Material to process
□ □ □ □ □

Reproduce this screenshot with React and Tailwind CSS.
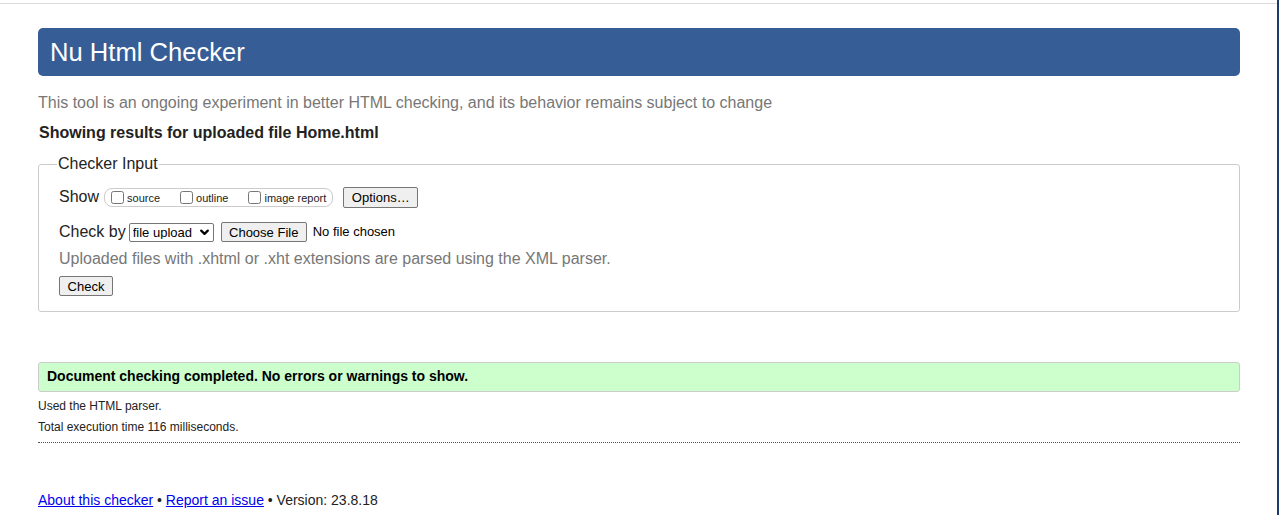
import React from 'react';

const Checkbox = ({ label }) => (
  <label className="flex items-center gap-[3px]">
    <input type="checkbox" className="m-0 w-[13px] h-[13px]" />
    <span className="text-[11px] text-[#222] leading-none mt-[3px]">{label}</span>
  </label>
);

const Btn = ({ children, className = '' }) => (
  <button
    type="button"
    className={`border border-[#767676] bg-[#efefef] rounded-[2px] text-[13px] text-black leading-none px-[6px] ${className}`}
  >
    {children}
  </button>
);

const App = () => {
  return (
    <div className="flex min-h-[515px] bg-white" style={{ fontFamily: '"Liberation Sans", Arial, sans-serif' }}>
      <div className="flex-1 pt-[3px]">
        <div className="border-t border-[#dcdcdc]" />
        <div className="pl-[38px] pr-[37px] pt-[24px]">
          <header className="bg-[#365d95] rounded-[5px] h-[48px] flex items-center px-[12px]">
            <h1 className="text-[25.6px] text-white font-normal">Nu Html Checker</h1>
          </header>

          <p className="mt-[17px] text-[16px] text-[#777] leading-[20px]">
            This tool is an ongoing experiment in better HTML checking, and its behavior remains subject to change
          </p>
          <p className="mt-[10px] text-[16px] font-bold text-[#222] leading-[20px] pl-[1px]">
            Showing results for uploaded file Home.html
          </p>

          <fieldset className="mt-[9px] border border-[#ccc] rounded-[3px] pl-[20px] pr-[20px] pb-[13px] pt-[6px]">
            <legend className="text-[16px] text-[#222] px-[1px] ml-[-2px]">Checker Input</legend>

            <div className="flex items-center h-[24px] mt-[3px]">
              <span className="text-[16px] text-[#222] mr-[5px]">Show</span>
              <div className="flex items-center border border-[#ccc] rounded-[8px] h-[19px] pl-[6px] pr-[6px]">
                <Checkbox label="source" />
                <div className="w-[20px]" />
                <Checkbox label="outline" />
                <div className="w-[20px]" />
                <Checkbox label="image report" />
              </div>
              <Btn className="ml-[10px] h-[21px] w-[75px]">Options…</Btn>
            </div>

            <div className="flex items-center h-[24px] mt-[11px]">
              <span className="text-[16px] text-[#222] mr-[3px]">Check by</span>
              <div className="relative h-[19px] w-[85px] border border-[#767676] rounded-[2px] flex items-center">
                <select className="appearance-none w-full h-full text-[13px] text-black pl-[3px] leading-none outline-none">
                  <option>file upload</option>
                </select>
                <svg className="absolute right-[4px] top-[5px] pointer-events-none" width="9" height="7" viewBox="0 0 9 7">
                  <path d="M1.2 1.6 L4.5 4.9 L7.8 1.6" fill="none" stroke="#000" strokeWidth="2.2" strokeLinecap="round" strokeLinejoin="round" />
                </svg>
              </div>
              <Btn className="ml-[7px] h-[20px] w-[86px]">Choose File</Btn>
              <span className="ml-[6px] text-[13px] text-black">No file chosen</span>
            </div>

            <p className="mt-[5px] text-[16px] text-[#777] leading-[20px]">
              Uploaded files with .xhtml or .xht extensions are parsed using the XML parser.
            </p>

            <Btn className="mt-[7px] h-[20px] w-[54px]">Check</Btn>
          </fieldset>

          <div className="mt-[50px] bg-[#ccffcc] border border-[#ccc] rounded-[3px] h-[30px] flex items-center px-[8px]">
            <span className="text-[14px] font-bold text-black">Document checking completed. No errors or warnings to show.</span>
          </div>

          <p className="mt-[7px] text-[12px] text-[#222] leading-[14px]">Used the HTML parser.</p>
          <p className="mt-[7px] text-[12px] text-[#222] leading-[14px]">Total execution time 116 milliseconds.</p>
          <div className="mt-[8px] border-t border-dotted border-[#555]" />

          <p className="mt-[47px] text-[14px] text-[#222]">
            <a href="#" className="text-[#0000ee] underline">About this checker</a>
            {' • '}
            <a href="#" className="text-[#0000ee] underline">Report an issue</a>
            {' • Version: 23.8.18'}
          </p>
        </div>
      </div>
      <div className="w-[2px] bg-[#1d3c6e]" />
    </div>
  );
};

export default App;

□ □ □ □ □

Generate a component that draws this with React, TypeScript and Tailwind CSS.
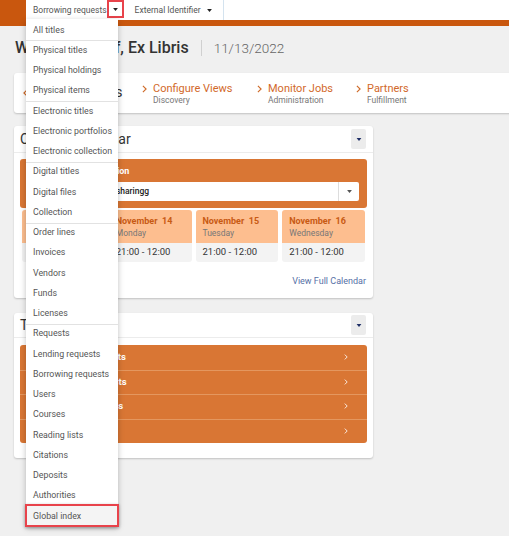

□ □ □ □ □

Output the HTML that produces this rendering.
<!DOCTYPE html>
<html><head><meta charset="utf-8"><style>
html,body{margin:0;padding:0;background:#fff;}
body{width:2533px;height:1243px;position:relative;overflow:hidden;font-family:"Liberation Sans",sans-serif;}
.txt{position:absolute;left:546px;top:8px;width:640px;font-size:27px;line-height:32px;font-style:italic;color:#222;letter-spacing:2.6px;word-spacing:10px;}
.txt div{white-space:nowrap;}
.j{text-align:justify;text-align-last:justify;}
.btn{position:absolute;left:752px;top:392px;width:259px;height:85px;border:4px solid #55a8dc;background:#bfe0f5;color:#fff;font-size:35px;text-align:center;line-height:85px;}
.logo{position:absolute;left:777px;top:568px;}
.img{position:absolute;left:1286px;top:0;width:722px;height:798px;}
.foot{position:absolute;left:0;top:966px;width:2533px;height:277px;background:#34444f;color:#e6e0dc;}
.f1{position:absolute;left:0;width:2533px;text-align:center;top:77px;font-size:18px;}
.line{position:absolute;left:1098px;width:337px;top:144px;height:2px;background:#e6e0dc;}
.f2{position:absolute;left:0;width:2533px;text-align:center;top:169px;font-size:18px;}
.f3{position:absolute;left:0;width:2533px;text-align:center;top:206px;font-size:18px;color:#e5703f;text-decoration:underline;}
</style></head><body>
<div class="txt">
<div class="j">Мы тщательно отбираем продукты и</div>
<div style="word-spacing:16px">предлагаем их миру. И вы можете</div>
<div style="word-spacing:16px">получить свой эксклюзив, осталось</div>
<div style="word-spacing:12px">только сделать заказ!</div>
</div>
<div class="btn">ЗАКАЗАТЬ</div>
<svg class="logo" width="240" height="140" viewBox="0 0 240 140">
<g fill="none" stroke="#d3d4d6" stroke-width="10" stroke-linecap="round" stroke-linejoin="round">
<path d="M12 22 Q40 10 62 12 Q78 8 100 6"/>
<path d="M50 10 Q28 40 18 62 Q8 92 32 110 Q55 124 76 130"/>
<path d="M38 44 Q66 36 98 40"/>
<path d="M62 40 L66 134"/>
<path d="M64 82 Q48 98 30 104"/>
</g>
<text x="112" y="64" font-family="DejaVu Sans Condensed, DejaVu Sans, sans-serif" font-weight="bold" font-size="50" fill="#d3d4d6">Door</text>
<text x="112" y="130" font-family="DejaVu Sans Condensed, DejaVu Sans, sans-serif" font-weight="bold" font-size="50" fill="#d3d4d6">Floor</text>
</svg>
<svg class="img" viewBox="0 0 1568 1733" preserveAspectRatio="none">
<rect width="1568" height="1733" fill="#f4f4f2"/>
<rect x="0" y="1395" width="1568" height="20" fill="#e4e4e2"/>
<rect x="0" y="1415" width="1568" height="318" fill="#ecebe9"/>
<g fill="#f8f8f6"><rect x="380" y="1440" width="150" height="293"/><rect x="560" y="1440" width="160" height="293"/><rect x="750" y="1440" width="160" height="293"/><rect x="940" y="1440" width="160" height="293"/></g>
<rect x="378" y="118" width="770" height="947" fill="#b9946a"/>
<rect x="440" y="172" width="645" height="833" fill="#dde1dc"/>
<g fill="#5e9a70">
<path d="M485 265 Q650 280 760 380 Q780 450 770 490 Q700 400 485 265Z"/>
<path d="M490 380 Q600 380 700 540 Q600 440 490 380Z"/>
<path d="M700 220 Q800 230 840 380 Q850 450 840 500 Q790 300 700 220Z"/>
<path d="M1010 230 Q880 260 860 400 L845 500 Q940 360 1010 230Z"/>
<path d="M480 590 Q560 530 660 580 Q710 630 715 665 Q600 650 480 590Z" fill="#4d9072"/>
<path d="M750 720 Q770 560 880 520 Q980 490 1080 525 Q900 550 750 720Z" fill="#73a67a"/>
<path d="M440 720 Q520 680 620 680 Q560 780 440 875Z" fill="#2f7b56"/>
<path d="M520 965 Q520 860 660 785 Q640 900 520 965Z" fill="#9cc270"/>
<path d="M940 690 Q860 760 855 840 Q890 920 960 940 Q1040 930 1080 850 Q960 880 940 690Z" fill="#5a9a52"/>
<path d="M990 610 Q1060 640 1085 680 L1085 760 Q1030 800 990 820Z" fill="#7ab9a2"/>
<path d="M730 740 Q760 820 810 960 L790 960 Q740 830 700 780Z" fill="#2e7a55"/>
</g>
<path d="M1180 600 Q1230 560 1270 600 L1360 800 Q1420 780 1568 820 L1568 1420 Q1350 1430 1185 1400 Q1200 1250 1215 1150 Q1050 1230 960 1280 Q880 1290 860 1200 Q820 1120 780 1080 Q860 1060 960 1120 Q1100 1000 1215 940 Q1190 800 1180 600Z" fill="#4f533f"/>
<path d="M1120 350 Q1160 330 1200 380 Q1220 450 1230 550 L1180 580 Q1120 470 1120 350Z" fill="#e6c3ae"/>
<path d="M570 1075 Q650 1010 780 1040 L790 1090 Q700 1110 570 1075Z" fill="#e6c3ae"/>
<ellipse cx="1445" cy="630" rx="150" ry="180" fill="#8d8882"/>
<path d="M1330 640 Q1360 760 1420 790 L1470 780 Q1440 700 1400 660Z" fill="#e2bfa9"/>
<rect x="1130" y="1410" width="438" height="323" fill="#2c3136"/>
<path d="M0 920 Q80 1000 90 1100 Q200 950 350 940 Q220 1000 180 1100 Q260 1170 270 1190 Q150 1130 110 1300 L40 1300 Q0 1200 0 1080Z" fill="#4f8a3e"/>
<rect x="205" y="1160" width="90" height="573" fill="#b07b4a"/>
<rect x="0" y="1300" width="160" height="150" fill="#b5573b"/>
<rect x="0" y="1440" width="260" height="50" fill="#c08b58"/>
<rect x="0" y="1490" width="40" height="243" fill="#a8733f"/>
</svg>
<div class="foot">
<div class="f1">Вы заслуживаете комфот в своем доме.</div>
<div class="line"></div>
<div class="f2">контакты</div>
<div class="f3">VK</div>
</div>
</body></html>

□ □ □ □ □

Goal
Using the data above, which lines fall from the one with "Reproduce this screenshot" through the one with "import React from 'react';"? Repeat them exactly, ends included, minus any pictures.

Result
Reproduce this screenshot with React and Tailwind CSS.
import React from 'react';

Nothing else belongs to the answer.